--- Start Records provided ---

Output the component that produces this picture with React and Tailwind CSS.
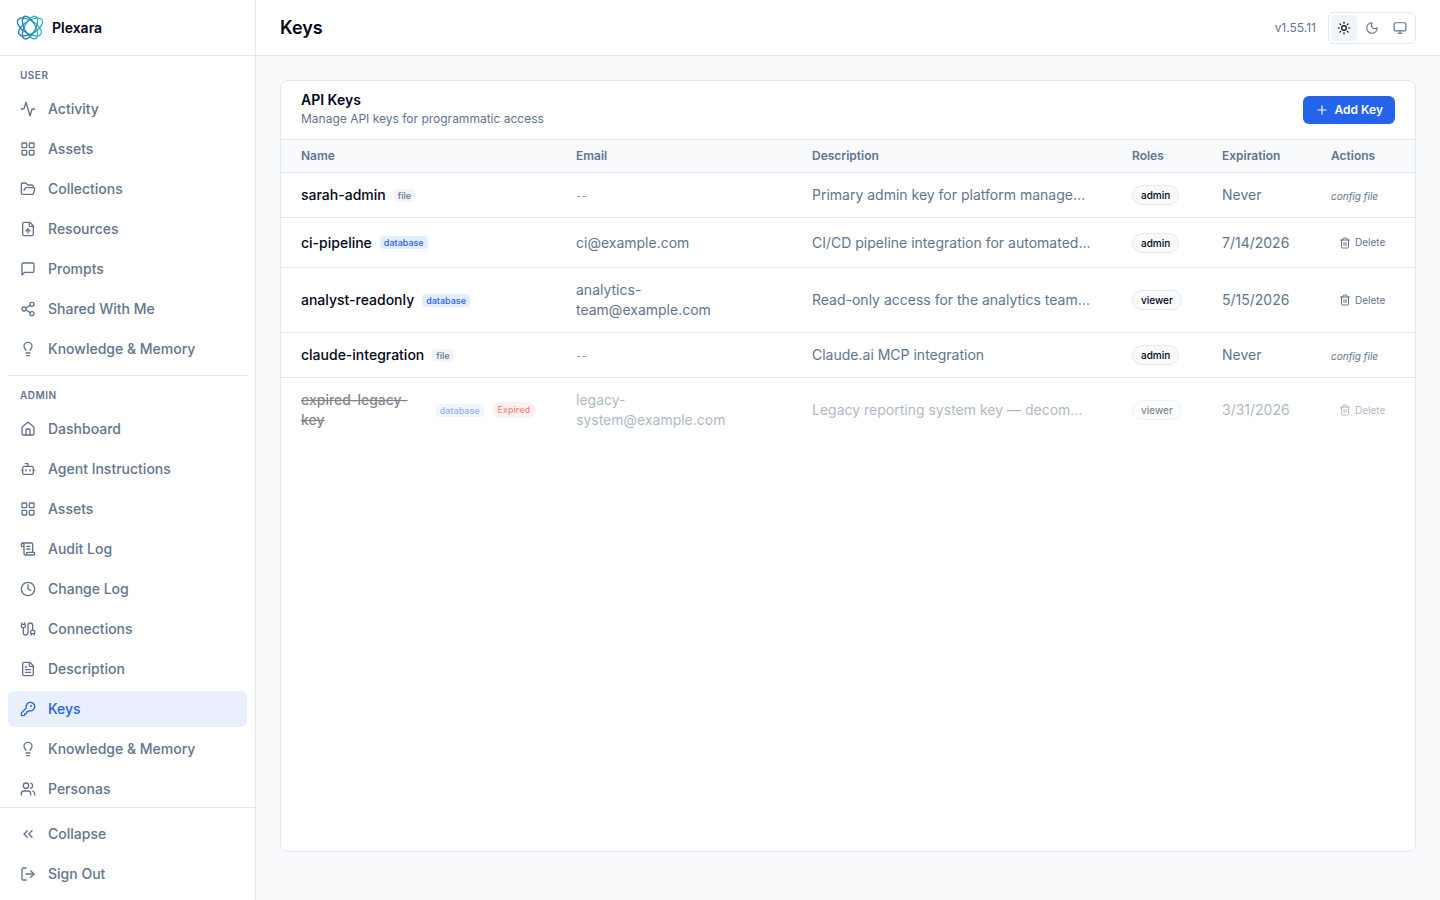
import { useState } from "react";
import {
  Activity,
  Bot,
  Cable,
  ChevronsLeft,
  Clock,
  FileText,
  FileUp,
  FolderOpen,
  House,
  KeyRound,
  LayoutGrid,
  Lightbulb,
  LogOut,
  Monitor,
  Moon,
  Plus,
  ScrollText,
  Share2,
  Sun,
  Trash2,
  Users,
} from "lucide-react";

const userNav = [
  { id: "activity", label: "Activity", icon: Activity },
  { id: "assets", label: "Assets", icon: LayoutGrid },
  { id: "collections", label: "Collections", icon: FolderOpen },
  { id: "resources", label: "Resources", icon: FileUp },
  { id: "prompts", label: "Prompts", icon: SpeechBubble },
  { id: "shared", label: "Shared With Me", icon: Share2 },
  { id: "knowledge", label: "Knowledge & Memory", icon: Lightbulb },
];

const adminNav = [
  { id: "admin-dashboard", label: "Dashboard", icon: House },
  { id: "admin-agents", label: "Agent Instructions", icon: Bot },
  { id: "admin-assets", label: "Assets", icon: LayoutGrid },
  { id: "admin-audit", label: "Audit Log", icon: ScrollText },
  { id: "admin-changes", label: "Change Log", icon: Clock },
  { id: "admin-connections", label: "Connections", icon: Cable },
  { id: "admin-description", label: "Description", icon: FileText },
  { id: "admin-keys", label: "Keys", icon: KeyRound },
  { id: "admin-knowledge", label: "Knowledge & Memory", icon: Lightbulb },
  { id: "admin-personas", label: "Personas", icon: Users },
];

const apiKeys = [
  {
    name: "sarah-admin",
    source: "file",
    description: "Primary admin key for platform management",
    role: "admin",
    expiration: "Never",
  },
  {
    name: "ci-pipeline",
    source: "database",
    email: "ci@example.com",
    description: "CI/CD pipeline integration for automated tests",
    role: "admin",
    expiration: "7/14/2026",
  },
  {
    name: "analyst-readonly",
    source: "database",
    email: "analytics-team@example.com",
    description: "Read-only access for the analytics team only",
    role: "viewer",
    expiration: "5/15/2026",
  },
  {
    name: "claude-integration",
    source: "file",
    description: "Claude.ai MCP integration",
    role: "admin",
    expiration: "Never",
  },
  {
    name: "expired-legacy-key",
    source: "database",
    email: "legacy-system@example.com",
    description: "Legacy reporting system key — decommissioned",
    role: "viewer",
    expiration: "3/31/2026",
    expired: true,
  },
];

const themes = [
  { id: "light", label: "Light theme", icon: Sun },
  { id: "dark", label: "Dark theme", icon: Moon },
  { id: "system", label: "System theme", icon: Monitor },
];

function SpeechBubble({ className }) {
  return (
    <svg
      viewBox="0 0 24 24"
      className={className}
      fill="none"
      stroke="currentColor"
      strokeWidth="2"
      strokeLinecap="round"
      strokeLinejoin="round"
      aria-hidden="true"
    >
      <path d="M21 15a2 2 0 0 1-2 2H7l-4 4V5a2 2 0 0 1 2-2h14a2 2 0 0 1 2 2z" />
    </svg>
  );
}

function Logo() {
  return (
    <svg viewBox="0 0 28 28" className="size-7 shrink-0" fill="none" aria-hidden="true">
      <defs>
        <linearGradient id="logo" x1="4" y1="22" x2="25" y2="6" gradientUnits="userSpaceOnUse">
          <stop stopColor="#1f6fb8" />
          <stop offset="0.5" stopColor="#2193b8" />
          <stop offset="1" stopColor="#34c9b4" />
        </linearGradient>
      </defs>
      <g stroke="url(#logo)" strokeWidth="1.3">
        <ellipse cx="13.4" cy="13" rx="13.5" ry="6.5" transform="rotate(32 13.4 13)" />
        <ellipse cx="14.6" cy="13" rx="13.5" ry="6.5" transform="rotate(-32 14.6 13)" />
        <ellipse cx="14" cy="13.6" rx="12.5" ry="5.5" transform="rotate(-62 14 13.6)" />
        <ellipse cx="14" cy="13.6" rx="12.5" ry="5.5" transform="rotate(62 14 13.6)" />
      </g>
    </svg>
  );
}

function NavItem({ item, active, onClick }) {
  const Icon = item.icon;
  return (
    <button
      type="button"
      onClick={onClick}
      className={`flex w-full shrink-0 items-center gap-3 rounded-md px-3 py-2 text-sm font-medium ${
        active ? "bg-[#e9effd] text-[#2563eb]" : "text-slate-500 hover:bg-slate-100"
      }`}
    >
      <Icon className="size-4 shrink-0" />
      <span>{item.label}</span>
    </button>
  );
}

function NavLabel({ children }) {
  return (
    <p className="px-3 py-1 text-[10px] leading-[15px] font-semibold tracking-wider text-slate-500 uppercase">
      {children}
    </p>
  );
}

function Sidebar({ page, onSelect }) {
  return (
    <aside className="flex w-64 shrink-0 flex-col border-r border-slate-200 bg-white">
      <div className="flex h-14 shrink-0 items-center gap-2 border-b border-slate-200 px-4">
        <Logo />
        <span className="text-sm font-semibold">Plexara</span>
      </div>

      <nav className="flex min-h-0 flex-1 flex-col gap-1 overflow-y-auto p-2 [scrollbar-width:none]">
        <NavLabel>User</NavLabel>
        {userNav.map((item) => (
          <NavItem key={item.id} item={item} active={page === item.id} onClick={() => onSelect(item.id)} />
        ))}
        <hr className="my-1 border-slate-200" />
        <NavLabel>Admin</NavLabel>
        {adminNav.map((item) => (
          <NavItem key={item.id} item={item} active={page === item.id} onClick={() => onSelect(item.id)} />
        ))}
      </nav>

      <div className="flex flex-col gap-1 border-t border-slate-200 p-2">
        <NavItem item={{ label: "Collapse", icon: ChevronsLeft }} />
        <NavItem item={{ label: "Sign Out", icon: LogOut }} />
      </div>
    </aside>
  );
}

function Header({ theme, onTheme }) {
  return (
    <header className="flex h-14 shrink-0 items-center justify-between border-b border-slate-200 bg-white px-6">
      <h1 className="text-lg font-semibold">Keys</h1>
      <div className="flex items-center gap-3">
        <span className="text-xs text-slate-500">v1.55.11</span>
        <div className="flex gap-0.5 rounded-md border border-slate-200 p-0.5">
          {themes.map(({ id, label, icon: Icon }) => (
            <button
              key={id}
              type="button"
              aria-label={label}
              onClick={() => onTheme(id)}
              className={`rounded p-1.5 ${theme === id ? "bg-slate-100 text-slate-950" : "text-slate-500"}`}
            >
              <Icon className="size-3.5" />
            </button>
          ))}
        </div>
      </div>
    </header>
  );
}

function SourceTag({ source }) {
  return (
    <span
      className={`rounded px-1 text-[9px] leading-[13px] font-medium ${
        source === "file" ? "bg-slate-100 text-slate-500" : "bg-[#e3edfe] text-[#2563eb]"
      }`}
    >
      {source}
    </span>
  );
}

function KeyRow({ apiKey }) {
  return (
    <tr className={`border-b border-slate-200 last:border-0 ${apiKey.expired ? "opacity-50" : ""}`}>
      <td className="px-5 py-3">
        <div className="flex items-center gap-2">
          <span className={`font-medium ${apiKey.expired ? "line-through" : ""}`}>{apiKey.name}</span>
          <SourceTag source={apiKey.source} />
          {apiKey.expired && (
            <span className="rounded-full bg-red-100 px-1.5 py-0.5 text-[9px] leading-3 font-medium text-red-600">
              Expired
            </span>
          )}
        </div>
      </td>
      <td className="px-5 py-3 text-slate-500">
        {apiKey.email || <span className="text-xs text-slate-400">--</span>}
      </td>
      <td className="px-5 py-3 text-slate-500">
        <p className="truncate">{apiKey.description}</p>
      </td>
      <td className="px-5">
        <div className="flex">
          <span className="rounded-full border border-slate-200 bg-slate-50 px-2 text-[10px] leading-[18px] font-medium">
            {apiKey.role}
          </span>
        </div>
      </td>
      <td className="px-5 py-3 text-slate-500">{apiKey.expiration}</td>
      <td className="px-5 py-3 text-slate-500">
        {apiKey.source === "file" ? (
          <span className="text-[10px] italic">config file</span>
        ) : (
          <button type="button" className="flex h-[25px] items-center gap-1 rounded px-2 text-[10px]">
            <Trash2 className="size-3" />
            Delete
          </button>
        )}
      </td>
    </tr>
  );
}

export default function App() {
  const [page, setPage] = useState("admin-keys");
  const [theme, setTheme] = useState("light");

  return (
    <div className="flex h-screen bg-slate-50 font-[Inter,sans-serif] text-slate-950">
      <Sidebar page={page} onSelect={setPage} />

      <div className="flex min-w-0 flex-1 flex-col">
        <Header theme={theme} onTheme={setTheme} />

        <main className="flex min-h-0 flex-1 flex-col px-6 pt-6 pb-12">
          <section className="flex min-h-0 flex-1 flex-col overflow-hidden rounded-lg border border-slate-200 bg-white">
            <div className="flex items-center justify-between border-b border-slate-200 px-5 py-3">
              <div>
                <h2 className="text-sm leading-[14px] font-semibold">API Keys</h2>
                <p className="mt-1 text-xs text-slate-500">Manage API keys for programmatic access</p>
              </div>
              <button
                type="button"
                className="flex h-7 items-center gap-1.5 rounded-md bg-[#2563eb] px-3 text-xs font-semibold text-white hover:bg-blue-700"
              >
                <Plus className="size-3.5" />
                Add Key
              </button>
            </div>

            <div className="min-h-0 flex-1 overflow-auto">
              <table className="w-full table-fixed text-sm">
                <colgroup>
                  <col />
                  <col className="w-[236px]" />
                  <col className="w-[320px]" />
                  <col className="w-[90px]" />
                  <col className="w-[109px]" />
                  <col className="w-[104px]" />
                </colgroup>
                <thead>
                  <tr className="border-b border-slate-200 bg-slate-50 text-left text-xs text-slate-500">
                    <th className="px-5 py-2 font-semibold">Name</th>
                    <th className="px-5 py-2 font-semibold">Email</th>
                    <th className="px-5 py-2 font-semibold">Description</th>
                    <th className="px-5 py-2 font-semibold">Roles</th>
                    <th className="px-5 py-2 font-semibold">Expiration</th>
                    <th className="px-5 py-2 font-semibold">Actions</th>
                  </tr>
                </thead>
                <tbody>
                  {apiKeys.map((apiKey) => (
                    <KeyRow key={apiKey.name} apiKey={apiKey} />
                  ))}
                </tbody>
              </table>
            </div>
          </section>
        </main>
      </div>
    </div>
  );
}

--- End Records provided ---
--- Start Records provided ---

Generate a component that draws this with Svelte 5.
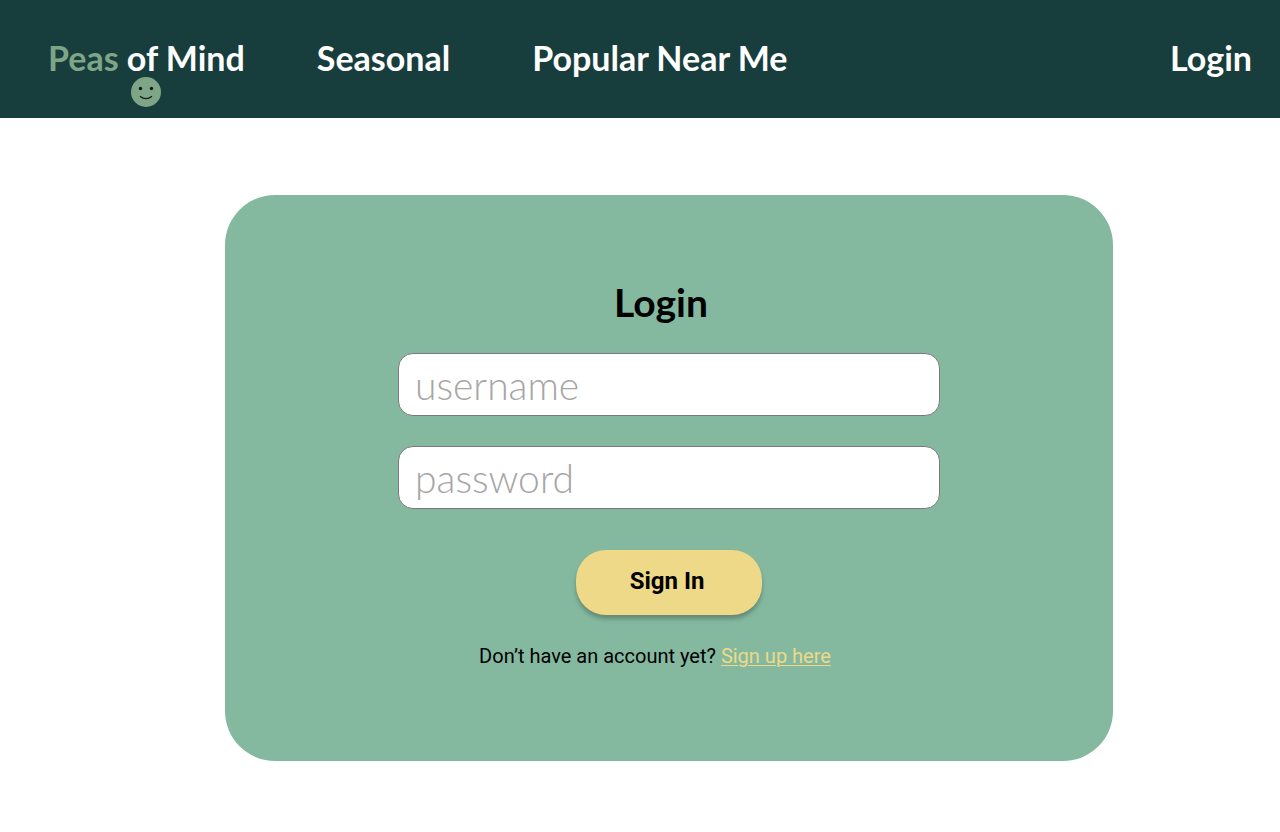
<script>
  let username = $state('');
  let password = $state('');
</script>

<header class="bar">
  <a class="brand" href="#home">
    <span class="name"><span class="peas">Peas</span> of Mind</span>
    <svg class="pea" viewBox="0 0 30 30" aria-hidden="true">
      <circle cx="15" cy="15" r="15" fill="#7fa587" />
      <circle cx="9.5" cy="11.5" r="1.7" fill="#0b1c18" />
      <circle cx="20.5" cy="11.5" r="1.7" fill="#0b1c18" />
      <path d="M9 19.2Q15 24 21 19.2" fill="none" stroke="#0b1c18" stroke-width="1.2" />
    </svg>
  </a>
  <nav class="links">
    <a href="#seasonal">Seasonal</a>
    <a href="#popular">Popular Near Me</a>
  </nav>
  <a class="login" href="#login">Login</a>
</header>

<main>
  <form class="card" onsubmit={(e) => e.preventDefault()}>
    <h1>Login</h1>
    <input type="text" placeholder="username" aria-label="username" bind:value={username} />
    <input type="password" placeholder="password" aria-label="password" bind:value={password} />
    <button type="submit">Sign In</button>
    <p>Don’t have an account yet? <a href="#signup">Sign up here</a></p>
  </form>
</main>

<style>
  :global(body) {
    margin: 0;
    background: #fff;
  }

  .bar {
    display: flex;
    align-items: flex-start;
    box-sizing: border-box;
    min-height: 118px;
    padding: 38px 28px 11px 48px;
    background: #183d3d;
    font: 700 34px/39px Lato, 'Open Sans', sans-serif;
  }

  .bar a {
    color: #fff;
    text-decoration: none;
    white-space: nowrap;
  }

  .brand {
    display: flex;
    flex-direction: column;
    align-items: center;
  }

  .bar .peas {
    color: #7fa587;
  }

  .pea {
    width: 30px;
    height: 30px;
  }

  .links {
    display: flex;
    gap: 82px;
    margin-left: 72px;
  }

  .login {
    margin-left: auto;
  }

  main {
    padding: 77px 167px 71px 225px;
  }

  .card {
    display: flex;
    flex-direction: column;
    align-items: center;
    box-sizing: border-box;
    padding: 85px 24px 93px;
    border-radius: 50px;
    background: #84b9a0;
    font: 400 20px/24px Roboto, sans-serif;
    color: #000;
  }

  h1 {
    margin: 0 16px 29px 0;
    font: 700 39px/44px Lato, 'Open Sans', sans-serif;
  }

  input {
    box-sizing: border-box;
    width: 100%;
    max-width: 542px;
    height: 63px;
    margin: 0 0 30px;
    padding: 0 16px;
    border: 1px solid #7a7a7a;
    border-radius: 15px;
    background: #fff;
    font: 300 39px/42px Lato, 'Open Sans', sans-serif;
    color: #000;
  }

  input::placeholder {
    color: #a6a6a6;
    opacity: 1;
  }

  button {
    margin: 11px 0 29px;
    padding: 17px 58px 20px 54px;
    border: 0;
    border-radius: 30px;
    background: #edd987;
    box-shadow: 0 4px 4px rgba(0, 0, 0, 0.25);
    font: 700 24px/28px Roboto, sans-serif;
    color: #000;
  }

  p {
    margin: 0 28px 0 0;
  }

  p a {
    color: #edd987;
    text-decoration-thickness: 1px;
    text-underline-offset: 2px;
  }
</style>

--- End Records provided ---

What the exercise asks -
Identify the lines in the entries that hold "component" and return each one.

Worked solution -
Output the component that produces this picture with React and Tailwind CSS.
Generate a component that draws this with Svelte 5.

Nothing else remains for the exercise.